**Goal:** Report how many lines below contain the word "code". Give only the number.
┄┄┄┄┄┄┄┄┄┄
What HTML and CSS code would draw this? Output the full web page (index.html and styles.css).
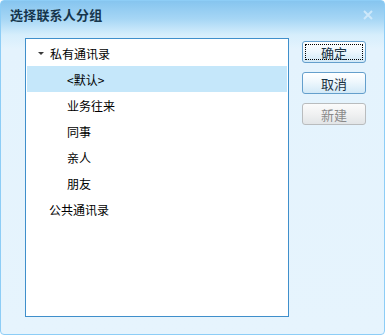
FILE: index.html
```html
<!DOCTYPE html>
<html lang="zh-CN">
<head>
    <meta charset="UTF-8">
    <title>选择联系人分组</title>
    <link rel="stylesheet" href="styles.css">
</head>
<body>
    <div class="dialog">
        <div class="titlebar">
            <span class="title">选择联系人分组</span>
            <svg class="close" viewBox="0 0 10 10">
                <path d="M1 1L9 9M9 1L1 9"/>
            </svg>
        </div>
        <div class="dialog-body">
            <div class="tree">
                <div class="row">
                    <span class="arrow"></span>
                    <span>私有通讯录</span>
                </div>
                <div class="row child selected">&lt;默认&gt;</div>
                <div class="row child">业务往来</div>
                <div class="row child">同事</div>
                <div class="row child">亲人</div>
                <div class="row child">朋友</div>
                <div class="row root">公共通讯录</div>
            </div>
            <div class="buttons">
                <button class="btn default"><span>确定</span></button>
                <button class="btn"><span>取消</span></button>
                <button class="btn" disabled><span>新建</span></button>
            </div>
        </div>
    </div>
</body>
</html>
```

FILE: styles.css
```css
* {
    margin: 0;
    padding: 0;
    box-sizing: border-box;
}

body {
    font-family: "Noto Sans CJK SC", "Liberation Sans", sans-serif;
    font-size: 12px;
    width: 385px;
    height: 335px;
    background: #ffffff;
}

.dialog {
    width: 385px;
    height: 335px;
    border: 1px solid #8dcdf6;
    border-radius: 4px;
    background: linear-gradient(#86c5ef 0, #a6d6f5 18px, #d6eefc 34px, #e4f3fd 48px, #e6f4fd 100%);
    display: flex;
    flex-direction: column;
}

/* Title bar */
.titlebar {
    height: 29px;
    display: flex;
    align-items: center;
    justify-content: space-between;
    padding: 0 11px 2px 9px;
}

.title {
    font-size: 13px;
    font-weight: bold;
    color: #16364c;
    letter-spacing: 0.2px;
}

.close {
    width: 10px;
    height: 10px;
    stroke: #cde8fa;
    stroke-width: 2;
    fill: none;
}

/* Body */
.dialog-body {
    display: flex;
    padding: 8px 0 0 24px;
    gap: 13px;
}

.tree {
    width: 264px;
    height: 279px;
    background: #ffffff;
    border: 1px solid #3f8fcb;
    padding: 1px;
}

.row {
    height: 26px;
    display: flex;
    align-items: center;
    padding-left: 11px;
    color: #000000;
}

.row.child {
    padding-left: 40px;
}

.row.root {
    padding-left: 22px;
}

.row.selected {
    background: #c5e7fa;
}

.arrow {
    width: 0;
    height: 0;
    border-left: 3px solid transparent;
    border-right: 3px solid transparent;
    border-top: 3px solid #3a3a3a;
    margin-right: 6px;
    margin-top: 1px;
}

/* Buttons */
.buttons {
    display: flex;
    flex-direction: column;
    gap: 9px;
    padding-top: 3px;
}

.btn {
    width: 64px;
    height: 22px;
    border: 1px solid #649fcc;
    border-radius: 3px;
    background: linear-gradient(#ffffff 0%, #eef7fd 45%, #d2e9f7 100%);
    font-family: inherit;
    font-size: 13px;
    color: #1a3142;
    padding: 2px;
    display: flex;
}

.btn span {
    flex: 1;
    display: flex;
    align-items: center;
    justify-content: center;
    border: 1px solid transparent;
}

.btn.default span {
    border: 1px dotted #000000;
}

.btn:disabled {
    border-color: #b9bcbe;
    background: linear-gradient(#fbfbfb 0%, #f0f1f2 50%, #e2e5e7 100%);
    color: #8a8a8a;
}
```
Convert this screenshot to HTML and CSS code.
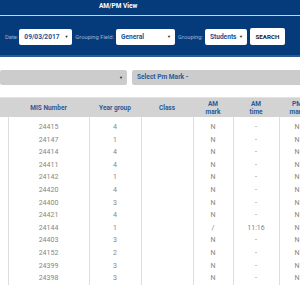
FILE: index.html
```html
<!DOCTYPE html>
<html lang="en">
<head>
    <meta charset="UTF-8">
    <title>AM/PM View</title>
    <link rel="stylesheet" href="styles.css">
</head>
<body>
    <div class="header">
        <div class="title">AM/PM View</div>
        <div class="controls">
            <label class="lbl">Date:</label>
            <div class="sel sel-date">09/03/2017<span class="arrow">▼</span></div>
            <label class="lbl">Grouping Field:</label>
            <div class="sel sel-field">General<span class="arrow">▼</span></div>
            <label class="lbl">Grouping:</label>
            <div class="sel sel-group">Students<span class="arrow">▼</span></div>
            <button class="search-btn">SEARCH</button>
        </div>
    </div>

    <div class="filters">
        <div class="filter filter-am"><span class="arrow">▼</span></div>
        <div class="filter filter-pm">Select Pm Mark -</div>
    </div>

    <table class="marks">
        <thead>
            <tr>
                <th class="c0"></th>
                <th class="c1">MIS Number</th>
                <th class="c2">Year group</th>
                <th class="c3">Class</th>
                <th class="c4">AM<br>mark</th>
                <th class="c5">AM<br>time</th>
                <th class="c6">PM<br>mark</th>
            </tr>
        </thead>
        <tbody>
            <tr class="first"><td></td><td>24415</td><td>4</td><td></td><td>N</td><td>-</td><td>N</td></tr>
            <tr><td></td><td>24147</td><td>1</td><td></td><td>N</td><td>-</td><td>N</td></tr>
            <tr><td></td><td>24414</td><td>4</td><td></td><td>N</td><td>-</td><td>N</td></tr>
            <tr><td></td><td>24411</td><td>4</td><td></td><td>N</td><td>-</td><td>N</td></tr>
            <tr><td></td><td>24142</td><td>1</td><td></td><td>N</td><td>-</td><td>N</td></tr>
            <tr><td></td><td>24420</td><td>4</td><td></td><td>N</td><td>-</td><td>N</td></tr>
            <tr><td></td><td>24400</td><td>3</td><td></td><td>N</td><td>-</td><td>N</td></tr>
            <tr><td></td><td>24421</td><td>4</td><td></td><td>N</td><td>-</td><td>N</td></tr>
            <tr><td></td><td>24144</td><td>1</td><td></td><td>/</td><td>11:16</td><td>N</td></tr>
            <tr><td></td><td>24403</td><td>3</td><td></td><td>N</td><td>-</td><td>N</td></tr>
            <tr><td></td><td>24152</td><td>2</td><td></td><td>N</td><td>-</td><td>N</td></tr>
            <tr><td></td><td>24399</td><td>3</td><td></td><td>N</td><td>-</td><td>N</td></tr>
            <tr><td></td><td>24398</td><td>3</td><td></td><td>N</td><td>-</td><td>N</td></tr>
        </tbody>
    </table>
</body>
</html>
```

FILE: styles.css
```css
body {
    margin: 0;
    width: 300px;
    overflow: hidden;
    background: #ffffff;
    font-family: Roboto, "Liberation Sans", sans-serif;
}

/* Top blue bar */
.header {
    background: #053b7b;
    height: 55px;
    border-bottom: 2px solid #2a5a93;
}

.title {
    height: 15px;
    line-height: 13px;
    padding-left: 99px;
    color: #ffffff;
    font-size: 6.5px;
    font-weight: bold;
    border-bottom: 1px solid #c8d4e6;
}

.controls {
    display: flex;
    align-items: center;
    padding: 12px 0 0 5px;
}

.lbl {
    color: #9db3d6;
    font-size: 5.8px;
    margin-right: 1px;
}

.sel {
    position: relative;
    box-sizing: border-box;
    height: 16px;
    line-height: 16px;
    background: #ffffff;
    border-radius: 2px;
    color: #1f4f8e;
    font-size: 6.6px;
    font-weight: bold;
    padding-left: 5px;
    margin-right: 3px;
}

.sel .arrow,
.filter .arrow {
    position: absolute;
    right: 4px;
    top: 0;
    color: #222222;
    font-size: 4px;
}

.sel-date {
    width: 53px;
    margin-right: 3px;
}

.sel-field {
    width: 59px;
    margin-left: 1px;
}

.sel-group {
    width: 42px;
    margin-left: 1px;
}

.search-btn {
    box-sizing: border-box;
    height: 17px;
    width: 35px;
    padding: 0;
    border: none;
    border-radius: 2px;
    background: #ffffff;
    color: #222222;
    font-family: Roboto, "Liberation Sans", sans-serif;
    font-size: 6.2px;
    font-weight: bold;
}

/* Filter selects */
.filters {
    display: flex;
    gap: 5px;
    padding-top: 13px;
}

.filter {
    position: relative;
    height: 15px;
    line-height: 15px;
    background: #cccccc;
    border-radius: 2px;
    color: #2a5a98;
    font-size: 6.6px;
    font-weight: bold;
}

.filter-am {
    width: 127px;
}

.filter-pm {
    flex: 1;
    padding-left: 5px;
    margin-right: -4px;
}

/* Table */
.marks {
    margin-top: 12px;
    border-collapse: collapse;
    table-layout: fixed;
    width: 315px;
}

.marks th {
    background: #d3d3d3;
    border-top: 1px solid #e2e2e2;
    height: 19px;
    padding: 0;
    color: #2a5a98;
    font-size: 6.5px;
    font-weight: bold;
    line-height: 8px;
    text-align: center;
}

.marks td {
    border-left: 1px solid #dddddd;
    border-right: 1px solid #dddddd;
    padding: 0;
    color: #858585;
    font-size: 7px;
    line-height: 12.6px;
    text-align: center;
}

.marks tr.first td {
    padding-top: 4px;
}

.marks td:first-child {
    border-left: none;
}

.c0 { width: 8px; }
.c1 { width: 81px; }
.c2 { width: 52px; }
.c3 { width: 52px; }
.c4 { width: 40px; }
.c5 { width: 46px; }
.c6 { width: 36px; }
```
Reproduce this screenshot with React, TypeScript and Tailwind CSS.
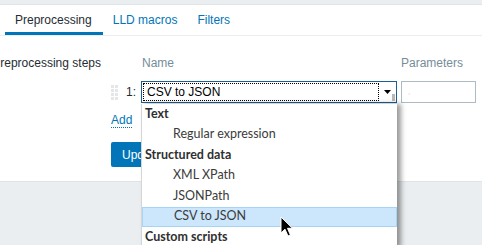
┄┄┄┄┄┄┄┄┄┄
**Answer to the task:** 2